I decided to vegucate myself, and you can too.
I’ve always been that person who really hates vegetables.
As a kid, I was the master of making vegetables disappear off my plate without ever taking a bite, whether it involved feeding them to my dog, subtly flushing them down the toilet, or hiding them under the couch. (I know.)
I considered baked potatoes and the tomato sauce on my pizza to be an entirely adequate amount of vegetable consumption, and the older I got, the fewer actual vegetables I ate. Once I got to college, with no parents forcing me to gag down my beets, I basically subsisted on a steady diet of waffles, chicken tikka masala, and Chipotle steak bowls. After college, I moved to Turkey, where I basically spent a year trying every type of meat kebab the country had to offer, without letting a single green thing pass my lips.
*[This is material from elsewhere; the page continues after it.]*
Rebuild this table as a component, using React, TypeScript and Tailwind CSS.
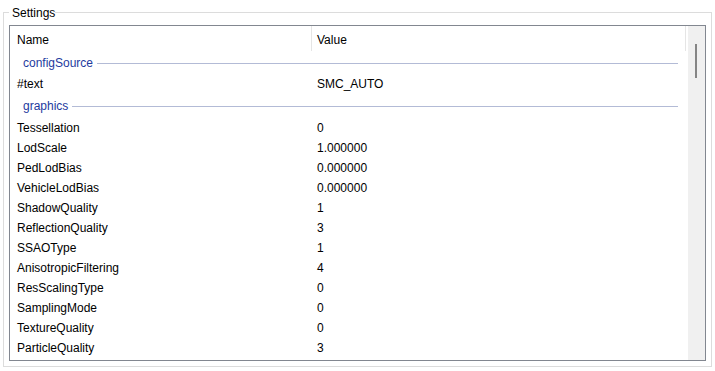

Then, a few years ago, I moved to New York, where I decided that the weather being below freezing for several months a year justified a perpetual diet of melted cheese and potatoes. Within a few months, however, I started rethinking my dietary habits. For one, my college metabolism slowed down in a big way, meaning the nonstop stream of carbs, meat, and sugar I’d once thrived off of now made me sluggish and sedentary. None of my pants fit anymore. And I started actually considering the long-term impact of eating a diet composed largely of processed crap. Something had to be done.
Over the past year, I’ve made a huge effort to go from being the girl who slides the lettuce off her burgers in disgust to someone for whom vegetables are a normal part of a daily diet. Though this has meant occasionally forgoing fries for the side salad at restaurants and adding fajitas to my Chipotle order, the biggest change and challenge has been finding new ways to cook vegetables at home.
Manu Venkat / Instagram: @manu.venkat
If you hate something, you’re probably cooking it wrong.
This year, Brussels sprouts taught me two very important things. One, that bacon basically makes everything better (see below). And two, that many of the vegetables I hated as a kid were frequently just vegetables that were cooked wrong.
The crunchy, caramelized Brussels sprouts that are ubiquitous in every New York restaurant today are basically a completely different food from the bland, boiled sprouts I recall being forced to swallow as a young'un, which tasted — excuse me — of farts. Boiled Brussels sprouts are a crime against humanity. But when they’re roasted until golden with a teeny bit of brown sugar and balsamic vinegar and a sprinkling of bacon and garlic, Brussels sprouts are nothing short of magical.
Too often, the vegetables we eat are overcooked, boiled, or otherwise smushed into submission in a way that robs them of their natural delicious flavors. There’s a good chance that if there’s a vegetable you hate, changing the way you cook it might change your mind.
When in doubt, roast. Everything.
Roasting is the easiest way to make your vegetables delicious, and probably the only way many vegetables should be cooked. Roasting makes vegetables the perfect level of crispy-tender, naturally sweetening and intensifying their flavor in a way even sworn veggie haters like me find it hard to dislike. Roast a whole tray of root vegetables at the start of your week and use them in every meal you make thereafter.